House batteries without Solar Panels (We are told we cannot have them) - is it worth it? Anyone got any experience of them with or without Solar panels?

Edited by Dahnsouff
Posted
1 minute ago, Dahnsouff said:

House batteries without Solar Panels (We are told we cannot have them) - is it worth it? Anyone got any experience of them with or without Solar panels?

Eh? How the hell do you charge it without panels? 

Posted
2 minutes ago, Innovindil said:

Eh? How the hell do you charge it without panels? 

From the grid, and its more of a cost saving thing than anything else, as you charge it at low rate (11:30pm-5:30am) and this is especially useful if we end up getting an EV

Posted
Just now, Dahnsouff said:

From the grid, and its more of a cost saving thing than anything else, as you charge it at low rate (11:30pm-5:30am) and this is especially useful if we end up getting an EV

Ah wild. Never even heard of doing such a thing. Interested to see if there's any technical analysis behind it. Between power transfer loss and cost difference. Lmk if you find any please. :D

Posted
11 minutes ago, yorkie1999 said:

It's not, but what the article is suggesting is there's nothing that can be done about european warming.

 

 

Nothing to be done to stop an increase of 1.5 or even 2 degrees average? Yeah, it's likely that ship has sailed.

 

Nothing to be done about it increasing still further? Not necessarily, and keeping that increase as low as possible is important because the consequences increase exponentially with the temperature increase.

Posted (edited)
24 minutes ago, leicsmac said:

Nothing to be done to stop an increase of 1.5 or even 2 degrees average? Yeah, it's likely that ship has sailed.

 

Nothing to be done about it increasing still further? Not necessarily, and keeping that increase as low as possible is important because the consequences increase exponentially with the temperature increase.

No, we can slow it down by not contributing to it as much , but that will only delay the inevitable. The ice caps are receding exponentially, much like an ice-cube if you put it on a table in the kitchen, it starts off being able to retain its core temperature but as the surface area, it's heat relecting ability, and the volume, it's thermal mass, reduces, it melts faster and faster,  and imho (humble) that is the issue. We'd be better off putting all our efforts into trying to refreeze them.

 

Bugger me, i just looked if that was possible, and some of your lot from the university of bangor are after some cash to develop the technology to refreeze the icecaps.

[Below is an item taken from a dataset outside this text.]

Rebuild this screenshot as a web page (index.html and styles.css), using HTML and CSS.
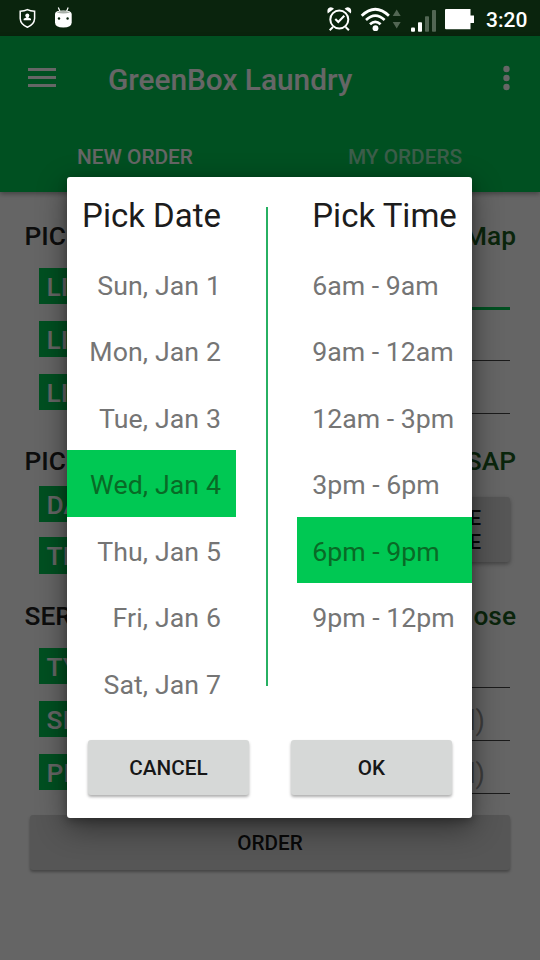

https://www.express.co.uk/news/science/1433031/scientists-build-machine-refreeze-north-pole-fight-climate-change-news

Edited by yorkie1999
Posted
36 minutes ago, yorkie1999 said:

No, we can slow it down by not contributing to it as much , but that will only delay the inevitable. The ice caps are receding exponentially, much like an ice-cube if you put it on a table in the kitchen, it starts off being able to retain its core temperature but as the surface area, it's heat relecting ability, and the volume, it's thermal mass, reduces, it melts faster and faster,  and imho (humble) that is the issue. We'd be better off putting all our efforts into trying to refreeze them.

 

Bugger me, i just looked if that was possible, and some of your lot from the university of bangor are after some cash to develop the idea of refreezing the icecaps.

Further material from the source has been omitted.